By Jeanne Reynolds
As I write this, the wind is picking up. Every so often a gust blows through, whipping small tree branches and loudly rustling the leaves. And I know this is just the beginning.
But by the time you’re reading this, the storm will have passed — and I can’t help wishing I was already there in next week. “I can’t wait until Monday when the worst is behind us,” I think.
It’s hardly the first time. Last weekend I travelled halfway across the country to attend the memorial service for a favorite uncle. As much as I looked forward to reuniting with cousins I hadn’t seen in many years, the trip was long, stressful and tiring. “I can’t wait to get home Sunday night,” I thought several times before and during the visit.
Now that I’m back, I continue to look at what’s ahead on the calendar — even some really fun events including a family beach trip and several golf tournaments out of town — and find myself looking forward just a bit to having them behind me so life can get back to “normal.”
In fact, I seem to spend a lot of time wishing for some future time when everything will be better/easier/cleaner/organized/done: when I retire, when I move full time to Beaufort, when I get the house power-washed, when the cooler weather gets here. And on and on.
I don’t think this is the ideal way to live, and I know I’m not alone. Witness the plethora of advice online and in books and magazines for “living mindfully,” “living in the moment,” “minimalism” and “essentialism.” I get it: We aren’t guaranteed a tomorrow, and focusing too much on the future robs us of today’s joy.

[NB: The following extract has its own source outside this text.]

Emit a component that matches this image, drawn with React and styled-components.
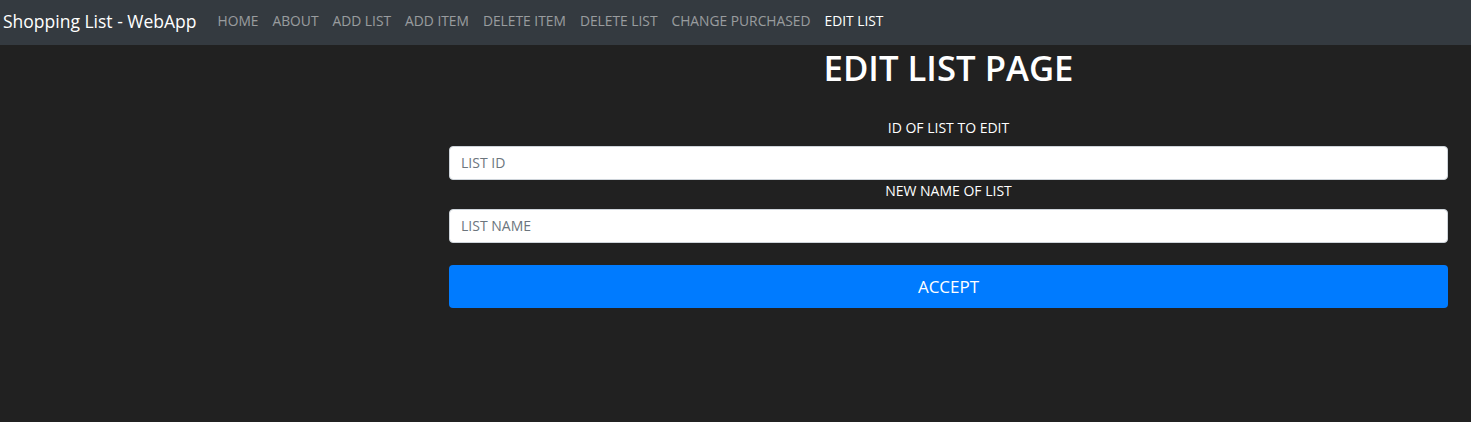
import React from 'react';
import styled, { createGlobalStyle } from 'styled-components';

const GlobalStyle = createGlobalStyle`
  body {
    margin: 0;
    background: #212121;
    font-family: 'Open Sans', 'Noto Sans', sans-serif;
    color: #fff;
  }
`;

const Navbar = styled.nav`
  display: flex;
  align-items: center;
  box-sizing: border-box;
  height: 45px;
  padding: 0 3px 4px;
  background: #343a40;
`;

const Brand = styled.a`
  font-size: 17.5px;
  color: #fff;
  margin-right: 14px;
  white-space: nowrap;
`;

const NavList = styled.ul`
  display: flex;
  list-style: none;
  margin: 0;
  padding: 0;
`;

const NavLink = styled.a`
  display: block;
  padding: 0 7px;
  font-size: 13.8px;
  text-transform: uppercase;
  color: ${({ $active }) => ($active ? '#fff' : 'rgba(255,255,255,0.5)')};
  white-space: nowrap;
`;

const Main = styled.main`
  margin-left: 449px;
  width: 999px;
  display: flex;
  flex-direction: column;
`;

const Title = styled.h1`
  margin: 2px 0 29px;
  font-size: 34.7px;
  font-weight: 600;
  text-align: center;
  line-height: 1.2;
`;

const Label = styled.label`
  display: block;
  text-align: center;
  font-size: 14px;
  line-height: 20px;
  margin-bottom: 8px;
`;

const Input = styled.input`
  box-sizing: border-box;
  width: 100%;
  height: 34px;
  padding: 0 11px;
  border: 1px solid #ced4da;
  border-radius: 4px;
  font-family: inherit;
  font-size: 14px;
  color: #495057;
  background: #fff;
  margin-bottom: ${({ $gap }) => $gap}px;

  &::placeholder {
    color: #6c757d;
    text-transform: uppercase;
  }
`;

const Button = styled.button`
  height: 43px;
  border: none;
  border-radius: 4px;
  background: #007bff;
  color: #fff;
  font-family: inherit;
  font-size: 17px;
  text-transform: uppercase;
`;

const links = ['Home', 'About', 'Add List', 'Add Item', 'Delete Item', 'Delete List', 'Change Purchased', 'Edit List'];

export default function App() {
  return (
    <>
      <GlobalStyle />
      <Navbar>
        <Brand>Shopping List - WebApp</Brand>
        <NavList>
          {links.map((l) => (
            <li key={l}>
              <NavLink $active={l === 'Edit List'}>{l}</NavLink>
            </li>
          ))}
        </NavList>
      </Navbar>
      <Main>
        <Title>EDIT LIST PAGE</Title>
        <Label>ID OF LIST TO EDIT</Label>
        <Input placeholder="List ID" $gap={1} />
        <Label>NEW NAME OF LIST</Label>
        <Input placeholder="List Name" $gap={22} />
        <Button>Accept</Button>
      </Main>
    </>
  );
}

If awareness is the first step toward change, I’ve got one foot planted out front. If you, too, find yourself falling into the habit of wishing your life away, here are some ideas from PsychCentral that might work for you.
7 small ways to live more mindfully every day
- Connect to your senses. Being mindful is being more aware of the moment. It’s using our senses to pay attention.
- Meditate in the morning. Meditation is a powerful way to practice mindfulness.
- Savor the sips of morning. As you take your first sip of coffee, tea or another favorite beverage, use it as an opportunity to savor the moment.
- Rethink red lights. Instead of letting make you feel stressed or anxious, use the opportunity to practice deep breathing.
- Make handwashing mindful. Take that moment when the water hits your hands to breathe and feel the sensation of the water against your skin.
- Break patterns. Take a different route on your daily commute or try something different for lunch.
- Count blessings at bedtime. Train your brain to look for things that are positive by identifying three things you’re grateful for.